Si tratta di una verità perfino banale, che dovrebbe essere ben chiara a tutti coloro dotati di buonsenso, anche senza aver frequentato corsi di base di economia. Eppure non è così. Ecco, quindi, uno dei cantori della prosperità a mezzo deficit, Gustavo Piga, commentare il recente accordo sulla revisione del Patto.
  • Varrà la pena solamente ricordare come altre aree federali come gli Stati Uniti hanno regole alquanto diverse che permetteranno loro, con tutta probabilità, di guadagnare ulteriormente in dinamicità rispetto all’Europa. Tra il 2020 ed il 2024 gli Usa cresceranno il doppio dell’area dell’euro (circa 8% rispetto al nostro 4%) grazie a deficit su Pil che sono il doppio di quelli europei. Nel medio periodo la musica non cambierà, anzi: gli Stati Uniti fino al 2033 prevedono di lasciare il deficit su Pil al di sopra del 6%, mentre questo Patto di Stabilità e Crescita approvato ci spinge verso il target ben più austero dell’1,5 per cento. È evidente che gli Usa hanno bene in mente le drammatiche sfide che li attendono nel prossimo decennio – ambientali, tecnologiche, geopolitiche – mentre l’Europa della valuta comune pare inviluppata in una battaglia di retroguardia che non potrà che stimolare populismi e estremismi, mettendone a rischio la stabilità tanto cara, paradossalmente, ai falchi dell’austerità, risultati vincitori nella lotta sulla riforma del Patto.”
Piga pare dare per scontato che l’accumulazione di deficit annuali, che ingrossano il debito, non abbia alcun effetto collaterale. In sostanza, che sia una sorta di pasto gratis. Ma prima o poi il pasto gratis di oggi dovrà essere pagato, con una combinazione di tasse, minore spesa e inflazione. Altrimenti perché non vivere solo di debiti?
Ciò detto, non pare poi che in America il rischio di populismo, da quelle parti identificato con Donald Trump, sia basso, essendo lo stesso in largo vantaggio nelle intenzioni di voto alle presidenziali del 2024 rispetto al presidente uscente Biden, che fin qui ha accumulato oltre 6mila miliardi di dollari di nuovo debito federale, per la gioia dei keynesiani che non si capacitano (vedi Paul Krugman) del perché gli americani non facciano salti di gioia.

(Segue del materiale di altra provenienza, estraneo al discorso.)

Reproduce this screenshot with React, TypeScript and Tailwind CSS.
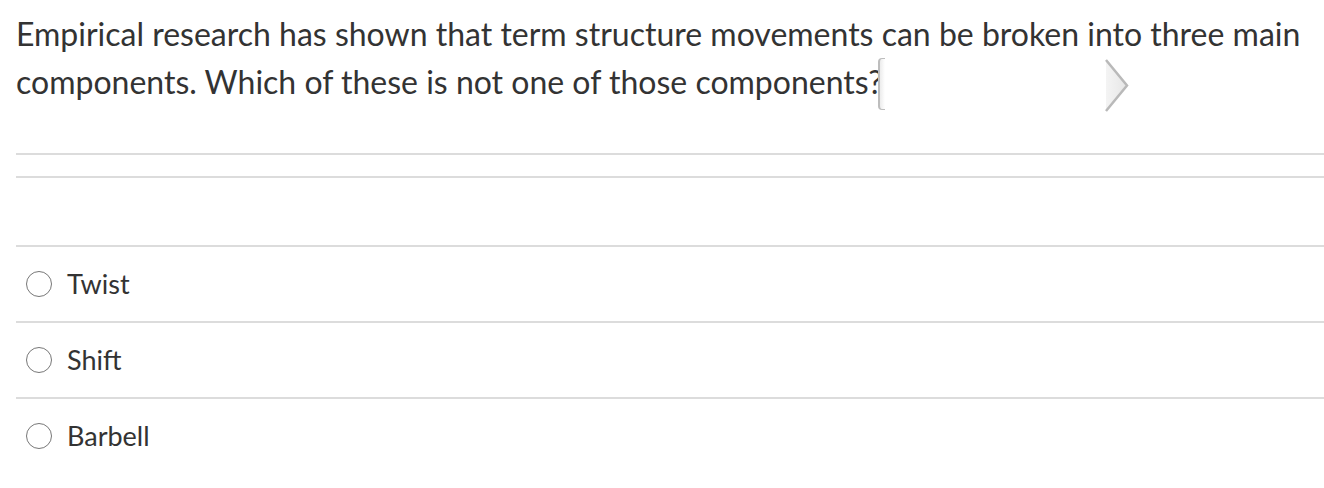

Non che il nuovo Patto non presenti criticità, a partire dal fatto che avrebbe dovuto essere di più facile applicazione e invece continua a mantenere regole legate al concetto di crescita potenziale del Pil, ossia una variabile non osservabile e soggetta ad ampie dosi di discrezionalità nella sua quantificazione. Il che ripresenterà gli stessi problemi del patto vecchio, che evidentemente non era interesse reale fossero risolti.

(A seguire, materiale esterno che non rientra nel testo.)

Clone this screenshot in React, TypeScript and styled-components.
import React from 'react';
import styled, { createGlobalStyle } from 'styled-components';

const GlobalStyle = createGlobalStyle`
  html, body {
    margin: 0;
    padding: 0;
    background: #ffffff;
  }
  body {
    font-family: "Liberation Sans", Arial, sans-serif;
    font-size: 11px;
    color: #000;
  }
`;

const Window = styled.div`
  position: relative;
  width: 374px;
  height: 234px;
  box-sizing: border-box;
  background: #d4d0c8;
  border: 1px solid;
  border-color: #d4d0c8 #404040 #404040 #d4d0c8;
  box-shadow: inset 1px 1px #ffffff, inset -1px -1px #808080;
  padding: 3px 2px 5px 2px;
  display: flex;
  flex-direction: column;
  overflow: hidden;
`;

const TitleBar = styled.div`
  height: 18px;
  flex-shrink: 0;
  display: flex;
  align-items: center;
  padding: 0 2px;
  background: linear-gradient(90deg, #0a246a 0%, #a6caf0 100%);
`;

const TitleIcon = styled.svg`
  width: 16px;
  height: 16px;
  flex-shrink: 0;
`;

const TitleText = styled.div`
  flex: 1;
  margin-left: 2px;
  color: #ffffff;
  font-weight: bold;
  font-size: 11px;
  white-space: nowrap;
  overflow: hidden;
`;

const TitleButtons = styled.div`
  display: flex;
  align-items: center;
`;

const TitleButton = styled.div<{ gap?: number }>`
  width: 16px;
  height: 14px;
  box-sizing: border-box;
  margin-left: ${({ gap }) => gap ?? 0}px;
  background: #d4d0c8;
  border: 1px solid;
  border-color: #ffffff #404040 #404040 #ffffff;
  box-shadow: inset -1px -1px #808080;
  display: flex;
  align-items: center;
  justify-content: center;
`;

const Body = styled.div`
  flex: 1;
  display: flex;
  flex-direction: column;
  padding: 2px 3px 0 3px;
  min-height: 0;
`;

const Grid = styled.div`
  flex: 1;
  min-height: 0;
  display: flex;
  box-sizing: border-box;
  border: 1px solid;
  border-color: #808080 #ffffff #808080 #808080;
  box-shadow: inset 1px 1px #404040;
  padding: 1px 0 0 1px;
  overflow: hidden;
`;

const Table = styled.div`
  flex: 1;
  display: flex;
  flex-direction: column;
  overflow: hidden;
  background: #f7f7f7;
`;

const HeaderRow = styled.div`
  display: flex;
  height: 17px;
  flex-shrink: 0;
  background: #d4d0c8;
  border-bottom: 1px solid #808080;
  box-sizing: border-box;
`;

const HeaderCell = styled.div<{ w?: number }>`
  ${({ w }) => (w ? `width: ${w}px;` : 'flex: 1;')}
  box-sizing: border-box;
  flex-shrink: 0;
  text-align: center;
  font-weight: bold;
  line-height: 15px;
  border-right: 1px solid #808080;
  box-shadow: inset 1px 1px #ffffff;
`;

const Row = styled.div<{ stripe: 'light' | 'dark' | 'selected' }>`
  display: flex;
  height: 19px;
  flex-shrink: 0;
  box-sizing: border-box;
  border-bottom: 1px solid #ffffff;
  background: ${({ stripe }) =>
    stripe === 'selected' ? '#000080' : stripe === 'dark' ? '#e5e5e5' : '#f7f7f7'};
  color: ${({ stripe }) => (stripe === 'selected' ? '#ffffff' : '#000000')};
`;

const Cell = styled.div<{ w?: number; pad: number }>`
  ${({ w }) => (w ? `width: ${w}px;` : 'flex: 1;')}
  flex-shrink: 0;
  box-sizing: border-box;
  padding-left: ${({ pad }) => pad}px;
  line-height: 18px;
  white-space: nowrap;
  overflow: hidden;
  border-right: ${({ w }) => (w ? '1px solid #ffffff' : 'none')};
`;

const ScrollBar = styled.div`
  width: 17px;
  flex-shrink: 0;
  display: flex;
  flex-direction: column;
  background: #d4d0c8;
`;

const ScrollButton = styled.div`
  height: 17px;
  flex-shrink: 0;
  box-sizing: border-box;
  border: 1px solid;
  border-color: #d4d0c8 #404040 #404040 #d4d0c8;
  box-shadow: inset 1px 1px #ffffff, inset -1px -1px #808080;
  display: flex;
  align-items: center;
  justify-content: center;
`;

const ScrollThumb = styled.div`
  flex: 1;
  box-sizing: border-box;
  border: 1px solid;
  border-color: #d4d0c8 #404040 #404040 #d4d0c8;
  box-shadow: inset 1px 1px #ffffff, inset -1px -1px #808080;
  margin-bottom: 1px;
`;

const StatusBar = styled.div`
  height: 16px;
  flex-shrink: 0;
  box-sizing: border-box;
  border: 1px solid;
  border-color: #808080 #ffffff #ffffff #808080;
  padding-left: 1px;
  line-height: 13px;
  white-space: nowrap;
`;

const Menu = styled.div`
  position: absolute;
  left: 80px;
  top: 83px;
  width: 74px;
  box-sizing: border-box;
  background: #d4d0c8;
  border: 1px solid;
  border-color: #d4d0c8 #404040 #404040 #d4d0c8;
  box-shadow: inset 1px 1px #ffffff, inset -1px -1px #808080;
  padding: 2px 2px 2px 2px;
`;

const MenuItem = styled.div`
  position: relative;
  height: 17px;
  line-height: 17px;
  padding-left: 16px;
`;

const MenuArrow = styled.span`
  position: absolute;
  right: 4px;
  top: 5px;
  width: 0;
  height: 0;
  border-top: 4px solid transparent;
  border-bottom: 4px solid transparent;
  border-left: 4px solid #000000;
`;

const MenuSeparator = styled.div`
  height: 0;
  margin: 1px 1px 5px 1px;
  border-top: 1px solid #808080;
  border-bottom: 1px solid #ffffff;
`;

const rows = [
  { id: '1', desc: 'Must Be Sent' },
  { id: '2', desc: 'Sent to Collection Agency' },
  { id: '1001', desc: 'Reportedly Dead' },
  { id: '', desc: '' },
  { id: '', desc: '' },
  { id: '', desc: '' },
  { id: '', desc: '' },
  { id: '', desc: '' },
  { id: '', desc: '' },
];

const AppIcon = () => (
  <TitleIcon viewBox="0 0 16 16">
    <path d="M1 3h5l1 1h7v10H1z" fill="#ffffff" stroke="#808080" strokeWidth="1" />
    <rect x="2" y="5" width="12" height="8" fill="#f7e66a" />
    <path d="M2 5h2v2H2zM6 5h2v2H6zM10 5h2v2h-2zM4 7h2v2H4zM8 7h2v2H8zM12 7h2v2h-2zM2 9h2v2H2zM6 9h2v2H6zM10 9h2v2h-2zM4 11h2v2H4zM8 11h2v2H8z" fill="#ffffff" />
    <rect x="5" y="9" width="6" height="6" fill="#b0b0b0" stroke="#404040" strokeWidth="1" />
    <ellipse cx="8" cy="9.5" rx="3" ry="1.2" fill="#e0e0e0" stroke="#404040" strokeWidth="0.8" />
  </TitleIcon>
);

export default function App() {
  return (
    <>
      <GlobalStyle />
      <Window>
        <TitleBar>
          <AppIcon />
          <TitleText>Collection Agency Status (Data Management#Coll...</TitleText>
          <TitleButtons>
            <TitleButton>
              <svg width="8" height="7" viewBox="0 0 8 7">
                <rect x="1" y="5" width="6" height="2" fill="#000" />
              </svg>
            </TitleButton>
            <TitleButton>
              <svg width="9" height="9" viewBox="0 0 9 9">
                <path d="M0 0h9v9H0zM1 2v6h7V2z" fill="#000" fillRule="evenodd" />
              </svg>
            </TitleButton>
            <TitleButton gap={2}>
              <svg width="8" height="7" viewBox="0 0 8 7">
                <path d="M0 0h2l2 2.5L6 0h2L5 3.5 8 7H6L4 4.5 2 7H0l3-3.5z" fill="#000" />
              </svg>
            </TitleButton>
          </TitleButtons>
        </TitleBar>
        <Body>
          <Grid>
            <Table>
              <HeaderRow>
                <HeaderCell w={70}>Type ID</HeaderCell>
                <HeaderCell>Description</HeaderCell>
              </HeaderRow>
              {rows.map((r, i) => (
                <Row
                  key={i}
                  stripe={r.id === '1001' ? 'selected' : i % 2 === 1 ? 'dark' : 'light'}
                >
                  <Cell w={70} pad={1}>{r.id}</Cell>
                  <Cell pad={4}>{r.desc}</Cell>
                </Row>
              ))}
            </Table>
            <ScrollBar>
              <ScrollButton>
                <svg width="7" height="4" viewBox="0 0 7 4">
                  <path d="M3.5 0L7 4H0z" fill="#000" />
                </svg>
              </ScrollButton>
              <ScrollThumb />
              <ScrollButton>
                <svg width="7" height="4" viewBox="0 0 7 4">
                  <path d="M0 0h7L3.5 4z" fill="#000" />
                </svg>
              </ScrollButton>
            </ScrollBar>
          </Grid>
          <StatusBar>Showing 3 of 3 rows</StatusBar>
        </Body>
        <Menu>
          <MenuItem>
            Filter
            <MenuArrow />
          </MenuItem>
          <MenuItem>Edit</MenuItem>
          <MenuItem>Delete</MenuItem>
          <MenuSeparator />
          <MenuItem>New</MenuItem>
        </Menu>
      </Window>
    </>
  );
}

Secondo Piga, comunque, il da farsiappare obbligato: i prossimi governi dovranno infatti fare da soli quello che un’Europa sospettosa non ha consentito e cioè trovare, ma non a deficit, risorse per finanziare le necessarie e inevitabili spese per lo sviluppo per il tramite degli investimenti pubblici. E dove trovare tali risorse se non in una spending review che non tagli la spesa ma solo quella parte di essa rappresentata dagli sprechi? Per farlo, ogni Governo responsabile avrà innanzitutto il bisogno e il dovere di dotarsi di una classe di dipendenti pubblici all’altezza del compito: personale giovane, capace, da strappare al settore privato per il tramite di appropriate remunerazioni competitive. È l’unico modo per uscirne, anche se va preso atto che questo Governo in carica non ha creduto nella spending review come carta negoziale per ottenere dall’Europa un Patto di Stabilità e Crescita che potesse aiutarci invece che affossarci, e che anche l’opposizione, con i precedenti Governi, si è eclissata su questo tema. Colpo di reni cercasi!
Non entrando nel merito della inevitabilità del progresso a mezzo di investimenti pubblici, ammettiamo pure che siano finanziati riducendo altre spese. Il problema è che gli “sprechi” non sono mai tali per i beneficiari di quelle spese, e ognuno di essi vota. Di qui tutti i fallimenti delle varie tornate di spending review. E di qui anche il prevedibile (e condivisibile) scetticismo da parte degli altri Paesi europei nell’accordare all’Italia più spesa in deficit a fronte di promesse di revisione della spesa.
Fino a quando prevarrà la mentalità del deficit come mezzo per raggiungere la prosperità, il problema non sarà risolto. Il che mi lascia (molto) pessimista.